ECLI:NL:CRVB:2022:244
Centrale Raad van Beroep
- Herziening
- Rechtspraak.nl
Afwijzing verzoek om herziening van WIA-uitkering op basis van nieuwe medische feiten
In deze zaak heeft de Centrale Raad van Beroep op 27 januari 2022 uitspraak gedaan op een verzoek om herziening van een eerdere uitspraak met betrekking tot de WIA-uitkering van verzoekster. Verzoekster, die zich in 2011 ziek meldde vanwege diverse klachten, had eerder geen recht op een WIA-uitkering gekregen.

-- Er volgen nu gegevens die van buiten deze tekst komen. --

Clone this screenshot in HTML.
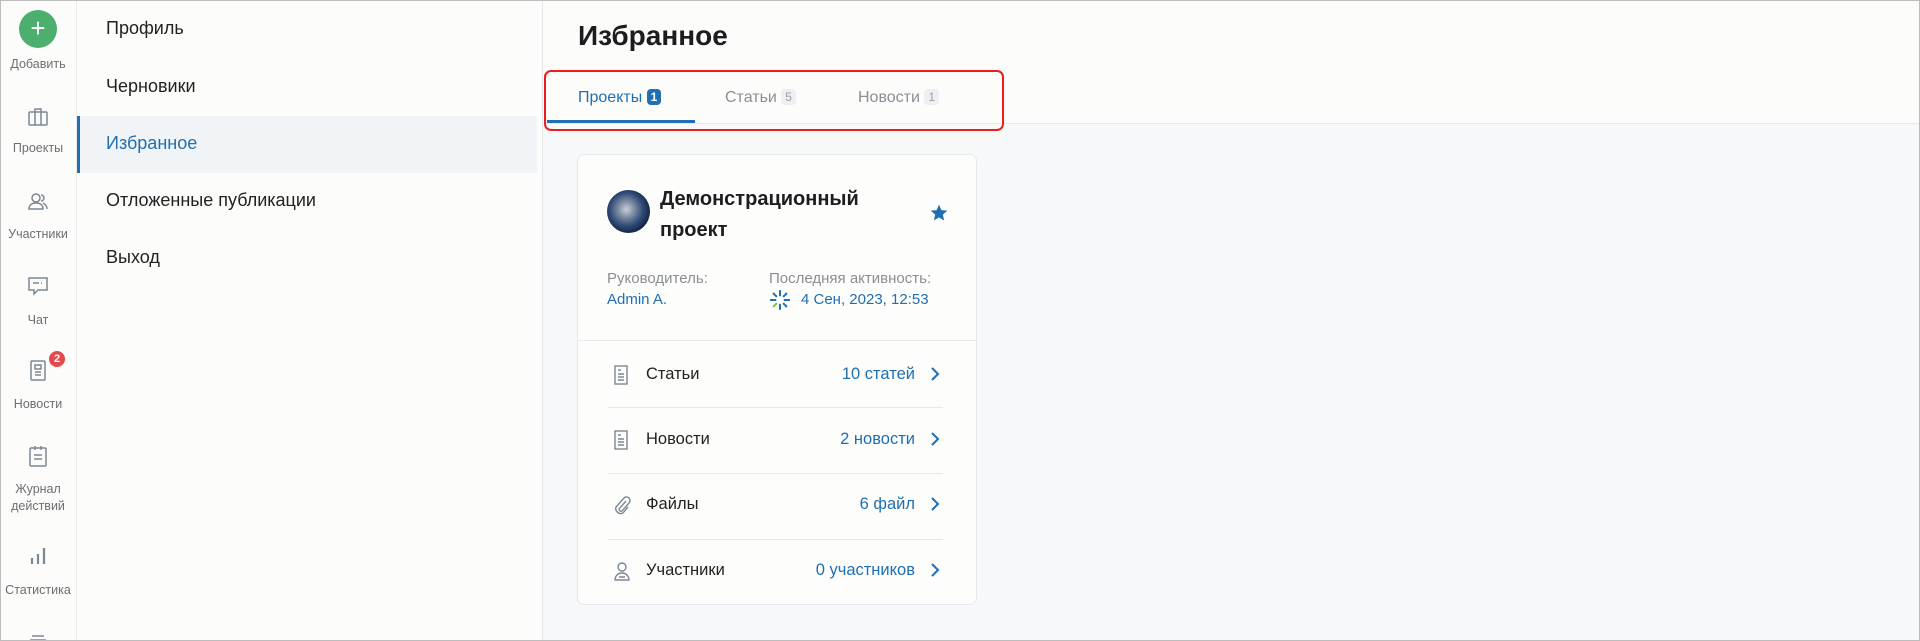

De Raad had in een eerdere uitspraak een deskundige benoemd die concludeerde dat verzoekster beperkingen had, maar geen noodzaak voor een urenbeperking zag. Verzoekster heeft nu nieuwe medische wetenschappelijke onderzoeken ingediend die volgens haar aantonen dat de richtlijnen voor de beoordeling van haar belastbaarheid verouderd zijn. Het Uwv heeft hierop gereageerd en gesteld dat het verzoek om herziening in wezen een hernieuwde discussie betreft, wat niet is toegestaan onder het rechtsmiddel van herziening. De Raad heeft geoordeeld dat de door verzoekster ingediende artikelen niet voldoen aan de strikte voorwaarden voor herziening, omdat ze niet nieuw zijn en geen nieuwe feiten of omstandigheden bevatten die voor de eerdere uitspraak relevant zijn. De Raad heeft het verzoek om herziening afgewezen, omdat de ingediende stukken niet voldoen aan de cumulatieve voorwaarden van artikel 8:119 van de Algemene wet bestuursrecht. De Raad heeft ook geen aanleiding gezien voor een veroordeling in proceskosten.